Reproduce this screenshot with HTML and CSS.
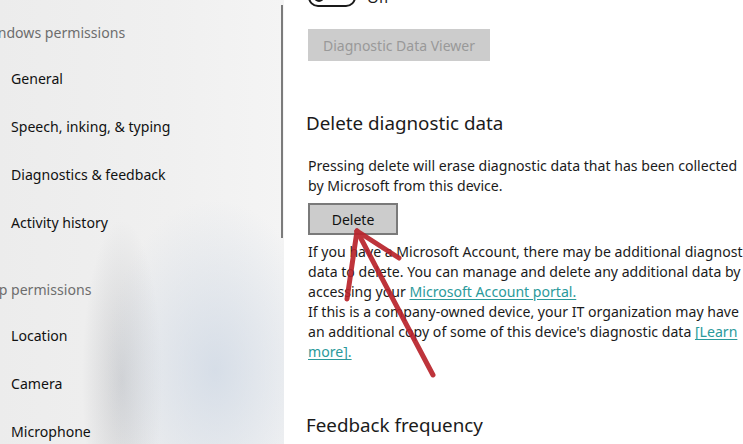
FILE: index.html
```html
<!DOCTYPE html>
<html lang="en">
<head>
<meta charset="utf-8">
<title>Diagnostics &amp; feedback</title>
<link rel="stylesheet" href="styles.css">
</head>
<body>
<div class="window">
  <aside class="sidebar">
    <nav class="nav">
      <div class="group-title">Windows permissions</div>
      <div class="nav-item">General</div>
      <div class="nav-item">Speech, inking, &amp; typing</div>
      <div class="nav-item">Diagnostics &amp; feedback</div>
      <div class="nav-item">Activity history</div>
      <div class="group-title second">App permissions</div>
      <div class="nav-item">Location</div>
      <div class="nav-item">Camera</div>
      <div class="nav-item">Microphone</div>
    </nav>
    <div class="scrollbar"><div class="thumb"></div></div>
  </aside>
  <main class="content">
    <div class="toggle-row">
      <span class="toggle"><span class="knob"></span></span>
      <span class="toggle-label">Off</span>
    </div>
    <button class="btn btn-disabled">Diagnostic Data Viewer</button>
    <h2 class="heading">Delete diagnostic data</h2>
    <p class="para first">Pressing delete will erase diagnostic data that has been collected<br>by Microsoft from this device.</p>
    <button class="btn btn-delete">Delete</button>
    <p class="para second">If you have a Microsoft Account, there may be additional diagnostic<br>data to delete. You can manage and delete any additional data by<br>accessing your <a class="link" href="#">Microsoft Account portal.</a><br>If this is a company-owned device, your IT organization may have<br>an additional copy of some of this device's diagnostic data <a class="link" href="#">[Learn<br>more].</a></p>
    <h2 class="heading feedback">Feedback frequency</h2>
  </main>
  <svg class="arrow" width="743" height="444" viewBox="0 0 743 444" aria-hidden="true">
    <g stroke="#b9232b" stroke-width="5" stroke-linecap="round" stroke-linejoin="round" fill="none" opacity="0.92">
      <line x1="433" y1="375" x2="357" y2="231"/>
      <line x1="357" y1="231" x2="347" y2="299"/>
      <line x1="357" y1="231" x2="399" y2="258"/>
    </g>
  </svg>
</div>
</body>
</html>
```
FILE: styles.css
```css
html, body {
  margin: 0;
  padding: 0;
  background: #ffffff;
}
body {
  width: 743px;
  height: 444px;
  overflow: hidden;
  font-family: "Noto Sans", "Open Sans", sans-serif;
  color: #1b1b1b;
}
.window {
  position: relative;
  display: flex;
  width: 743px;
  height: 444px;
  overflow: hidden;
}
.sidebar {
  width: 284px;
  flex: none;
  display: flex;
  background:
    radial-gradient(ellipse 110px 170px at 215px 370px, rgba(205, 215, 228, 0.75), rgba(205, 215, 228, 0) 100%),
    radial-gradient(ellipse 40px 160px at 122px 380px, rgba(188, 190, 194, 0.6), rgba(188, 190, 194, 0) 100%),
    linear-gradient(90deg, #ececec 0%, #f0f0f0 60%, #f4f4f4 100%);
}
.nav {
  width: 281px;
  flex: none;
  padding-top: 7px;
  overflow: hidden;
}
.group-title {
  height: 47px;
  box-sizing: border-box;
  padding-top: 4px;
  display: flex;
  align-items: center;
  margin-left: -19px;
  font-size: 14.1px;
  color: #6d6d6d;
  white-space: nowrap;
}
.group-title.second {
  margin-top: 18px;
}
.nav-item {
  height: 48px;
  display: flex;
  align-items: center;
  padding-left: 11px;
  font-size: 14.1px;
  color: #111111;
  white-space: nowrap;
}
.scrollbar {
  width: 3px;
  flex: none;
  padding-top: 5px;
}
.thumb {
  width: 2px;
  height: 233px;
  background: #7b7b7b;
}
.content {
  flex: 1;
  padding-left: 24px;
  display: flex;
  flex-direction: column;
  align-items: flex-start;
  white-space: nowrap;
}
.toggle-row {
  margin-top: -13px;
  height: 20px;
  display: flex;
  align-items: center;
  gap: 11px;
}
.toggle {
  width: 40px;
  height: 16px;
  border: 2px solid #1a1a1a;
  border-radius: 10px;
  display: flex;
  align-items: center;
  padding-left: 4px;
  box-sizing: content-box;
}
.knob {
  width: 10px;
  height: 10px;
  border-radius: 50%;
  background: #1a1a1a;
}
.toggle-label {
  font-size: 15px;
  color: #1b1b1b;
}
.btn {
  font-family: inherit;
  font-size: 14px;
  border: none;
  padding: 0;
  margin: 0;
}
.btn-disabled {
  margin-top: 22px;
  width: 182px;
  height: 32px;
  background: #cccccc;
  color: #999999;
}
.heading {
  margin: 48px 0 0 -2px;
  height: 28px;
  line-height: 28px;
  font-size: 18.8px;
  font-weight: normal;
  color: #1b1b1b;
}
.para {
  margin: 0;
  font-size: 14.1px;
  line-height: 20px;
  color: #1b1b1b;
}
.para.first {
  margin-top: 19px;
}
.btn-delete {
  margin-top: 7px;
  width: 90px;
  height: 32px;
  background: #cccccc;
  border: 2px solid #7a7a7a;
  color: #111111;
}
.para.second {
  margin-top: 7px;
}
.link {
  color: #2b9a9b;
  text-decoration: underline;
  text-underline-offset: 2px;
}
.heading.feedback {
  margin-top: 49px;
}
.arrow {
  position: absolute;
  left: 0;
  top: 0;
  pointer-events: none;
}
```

_Written request_
Would you set down the listing exactly, omitting pictures?

_Solution to this exercise_
Reproduce this screenshot with HTML and CSS.
FILE: index.html
```html
<!DOCTYPE html>
<html lang="en">
<head>
<meta charset="utf-8">
<title>Diagnostics &amp; feedback</title>
<link rel="stylesheet" href="styles.css">
</head>
<body>
<div class="window">
  <aside class="sidebar">
    <nav class="nav">
      <div class="group-title">Windows permissions</div>
      <div class="nav-item">General</div>
      <div class="nav-item">Speech, inking, &amp; typing</div>
      <div class="nav-item">Diagnostics &amp; feedback</div>
      <div class="nav-item">Activity history</div>
      <div class="group-title second">App permissions</div>
      <div class="nav-item">Location</div>
      <div class="nav-item">Camera</div>
      <div class="nav-item">Microphone</div>
    </nav>
    <div class="scrollbar"><div class="thumb"></div></div>
  </aside>
  <main class="content">
    <div class="toggle-row">
      <span class="toggle"><span class="knob"></span></span>
      <span class="toggle-label">Off</span>
    </div>
    <button class="btn btn-disabled">Diagnostic Data Viewer</button>
    <h2 class="heading">Delete diagnostic data</h2>
    <p class="para first">Pressing delete will erase diagnostic data that has been collected<br>by Microsoft from this device.</p>
    <button class="btn btn-delete">Delete</button>
    <p class="para second">If you have a Microsoft Account, there may be additional diagnostic<br>data to delete. You can manage and delete any additional data by<br>accessing your <a class="link" href="#">Microsoft Account portal.</a><br>If this is a company-owned device, your IT organization may have<br>an additional copy of some of this device's diagnostic data <a class="link" href="#">[Learn<br>more].</a></p>
    <h2 class="heading feedback">Feedback frequency</h2>
  </main>
  <svg class="arrow" width="743" height="444" viewBox="0 0 743 444" aria-hidden="true">
    <g stroke="#b9232b" stroke-width="5" stroke-linecap="round" stroke-linejoin="round" fill="none" opacity="0.92">
      <line x1="433" y1="375" x2="357" y2="231"/>
      <line x1="357" y1="231" x2="347" y2="299"/>
      <line x1="357" y1="231" x2="399" y2="258"/>
    </g>
  </svg>
</div>
</body>
</html>
```
FILE: styles.css
```css
html, body {
  margin: 0;
  padding: 0;
  background: #ffffff;
}
body {
  width: 743px;
  height: 444px;
  overflow: hidden;
  font-family: "Noto Sans", "Open Sans", sans-serif;
  color: #1b1b1b;
}
.window {
  position: relative;
  display: flex;
  width: 743px;
  height: 444px;
  overflow: hidden;
}
.sidebar {
  width: 284px;
  flex: none;
  display: flex;
  background:
    radial-gradient(ellipse 110px 170px at 215px 370px, rgba(205, 215, 228, 0.75), rgba(205, 215, 228, 0) 100%),
    radial-gradient(ellipse 40px 160px at 122px 380px, rgba(188, 190, 194, 0.6), rgba(188, 190, 194, 0) 100%),
    linear-gradient(90deg, #ececec 0%, #f0f0f0 60%, #f4f4f4 100%);
}
.nav {
  width: 281px;
  flex: none;
  padding-top: 7px;
  overflow: hidden;
}
.group-title {
  height: 47px;
  box-sizing: border-box;
  padding-top: 4px;
  display: flex;
  align-items: center;
  margin-left: -19px;
  font-size: 14.1px;
  color: #6d6d6d;
  white-space: nowrap;
}
.group-title.second {
  margin-top: 18px;
}
.nav-item {
  height: 48px;
  display: flex;
  align-items: center;
  padding-left: 11px;
  font-size: 14.1px;
  color: #111111;
  white-space: nowrap;
}
.scrollbar {
  width: 3px;
  flex: none;
  padding-top: 5px;
}
.thumb {
  width: 2px;
  height: 233px;
  background: #7b7b7b;
}
.content {
  flex: 1;
  padding-left: 24px;
  display: flex;
  flex-direction: column;
  align-items: flex-start;
  white-space: nowrap;
}
.toggle-row {
  margin-top: -13px;
  height: 20px;
  display: flex;
  align-items: center;
  gap: 11px;
}
.toggle {
  width: 40px;
  height: 16px;
  border: 2px solid #1a1a1a;
  border-radius: 10px;
  display: flex;
  align-items: center;
  padding-left: 4px;
  box-sizing: content-box;
}
.knob {
  width: 10px;
  height: 10px;
  border-radius: 50%;
  background: #1a1a1a;
}
.toggle-label {
  font-size: 15px;
  color: #1b1b1b;
}
.btn {
  font-family: inherit;
  font-size: 14px;
  border: none;
  padding: 0;
  margin: 0;
}
.btn-disabled {
  margin-top: 22px;
  width: 182px;
  height: 32px;
  background: #cccccc;
  color: #999999;
}
.heading {
  margin: 48px 0 0 -2px;
  height: 28px;
  line-height: 28px;
  font-size: 18.8px;
  font-weight: normal;
  color: #1b1b1b;
}
.para {
  margin: 0;
  font-size: 14.1px;
  line-height: 20px;
  color: #1b1b1b;
}
.para.first {
  margin-top: 19px;
}
.btn-delete {
  margin-top: 7px;
  width: 90px;
  height: 32px;
  background: #cccccc;
  border: 2px solid #7a7a7a;
  color: #111111;
}
.para.second {
  margin-top: 7px;
}
.link {
  color: #2b9a9b;
  text-decoration: underline;
  text-underline-offset: 2px;
}
.heading.feedback {
  margin-top: 49px;
}
.arrow {
  position: absolute;
  left: 0;
  top: 0;
  pointer-events: none;
}
```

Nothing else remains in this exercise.